◆ Exercise objective: Look for the string "index" in the lines and copy each line that has it.

◆ Dataset content:
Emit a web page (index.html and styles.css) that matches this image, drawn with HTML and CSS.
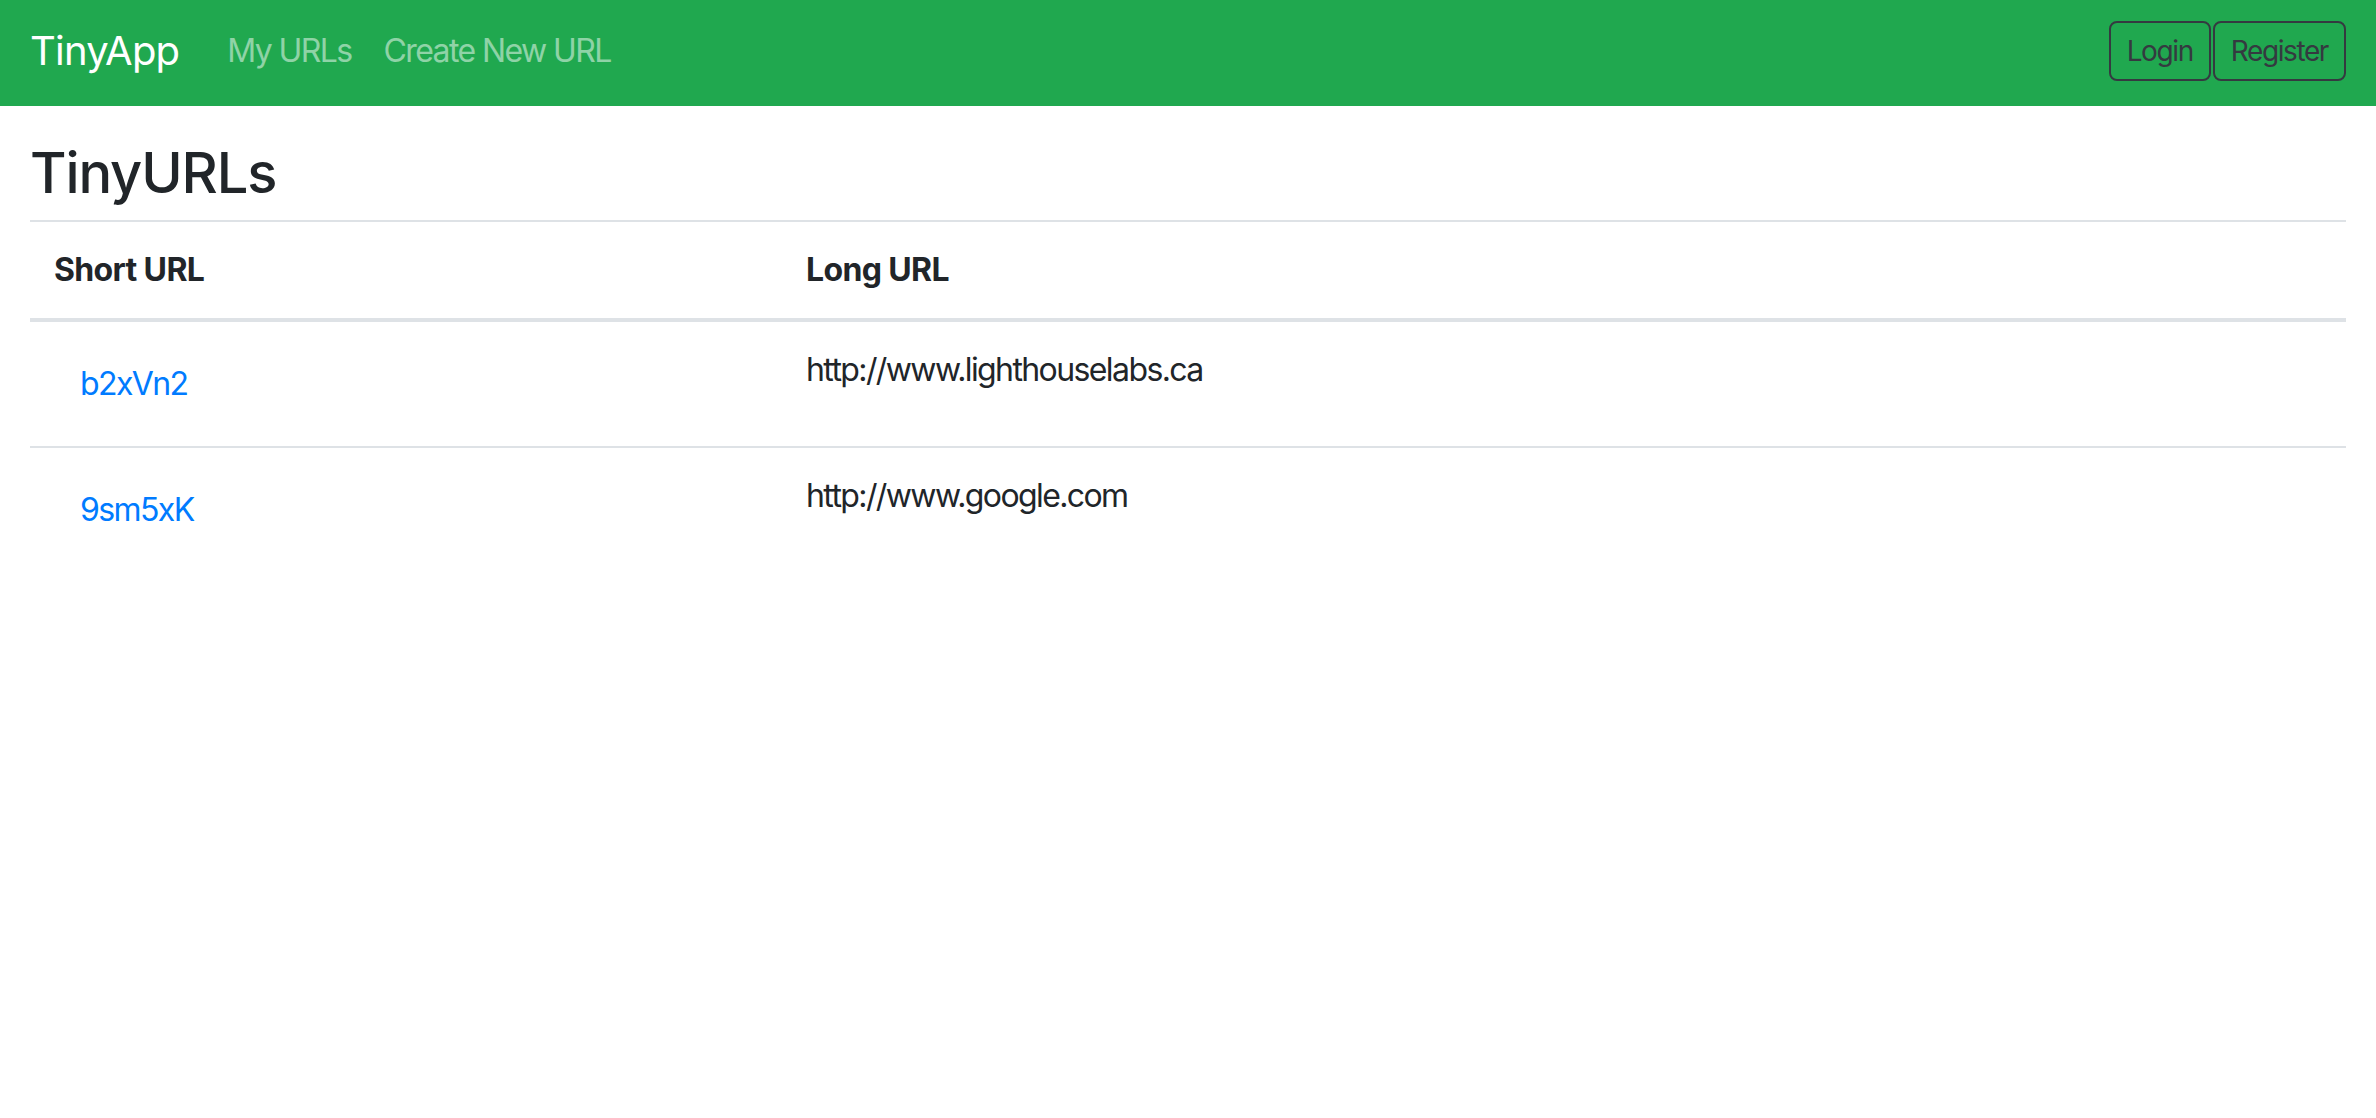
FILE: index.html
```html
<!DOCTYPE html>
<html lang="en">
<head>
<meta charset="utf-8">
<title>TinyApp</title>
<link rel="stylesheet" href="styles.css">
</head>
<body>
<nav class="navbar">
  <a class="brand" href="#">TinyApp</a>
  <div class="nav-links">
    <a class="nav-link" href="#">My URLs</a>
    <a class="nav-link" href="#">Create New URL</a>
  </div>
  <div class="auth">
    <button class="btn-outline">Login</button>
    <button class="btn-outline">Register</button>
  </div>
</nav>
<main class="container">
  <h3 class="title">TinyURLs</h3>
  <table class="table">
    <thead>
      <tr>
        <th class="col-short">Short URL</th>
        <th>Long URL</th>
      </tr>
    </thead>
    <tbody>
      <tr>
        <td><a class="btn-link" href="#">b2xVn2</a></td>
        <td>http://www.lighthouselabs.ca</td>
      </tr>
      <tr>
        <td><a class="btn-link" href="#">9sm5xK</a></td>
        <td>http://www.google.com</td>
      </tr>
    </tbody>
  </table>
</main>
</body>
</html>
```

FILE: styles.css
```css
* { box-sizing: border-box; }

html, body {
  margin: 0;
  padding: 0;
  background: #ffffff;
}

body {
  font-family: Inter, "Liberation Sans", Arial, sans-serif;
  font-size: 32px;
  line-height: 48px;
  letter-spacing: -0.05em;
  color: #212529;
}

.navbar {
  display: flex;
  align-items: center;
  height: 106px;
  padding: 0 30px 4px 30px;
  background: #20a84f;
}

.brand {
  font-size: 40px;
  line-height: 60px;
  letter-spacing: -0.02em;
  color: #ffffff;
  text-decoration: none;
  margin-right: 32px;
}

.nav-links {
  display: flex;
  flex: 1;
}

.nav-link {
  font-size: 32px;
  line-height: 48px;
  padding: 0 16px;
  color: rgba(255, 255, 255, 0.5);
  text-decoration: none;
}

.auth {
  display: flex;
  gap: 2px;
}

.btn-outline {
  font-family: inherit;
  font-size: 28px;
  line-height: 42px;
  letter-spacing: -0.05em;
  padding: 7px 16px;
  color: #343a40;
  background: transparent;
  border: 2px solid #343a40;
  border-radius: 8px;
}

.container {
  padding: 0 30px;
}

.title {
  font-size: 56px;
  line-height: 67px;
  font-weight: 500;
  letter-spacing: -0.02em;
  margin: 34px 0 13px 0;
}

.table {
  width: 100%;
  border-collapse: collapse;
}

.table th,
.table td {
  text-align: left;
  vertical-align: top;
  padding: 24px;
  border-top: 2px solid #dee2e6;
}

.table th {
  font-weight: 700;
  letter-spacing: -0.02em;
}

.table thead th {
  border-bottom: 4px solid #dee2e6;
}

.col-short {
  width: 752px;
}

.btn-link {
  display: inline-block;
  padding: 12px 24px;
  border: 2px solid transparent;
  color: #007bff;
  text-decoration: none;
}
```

◆ Written response:
Emit a web page (index.html and styles.css) that matches this image, drawn with HTML and CSS.
FILE: index.html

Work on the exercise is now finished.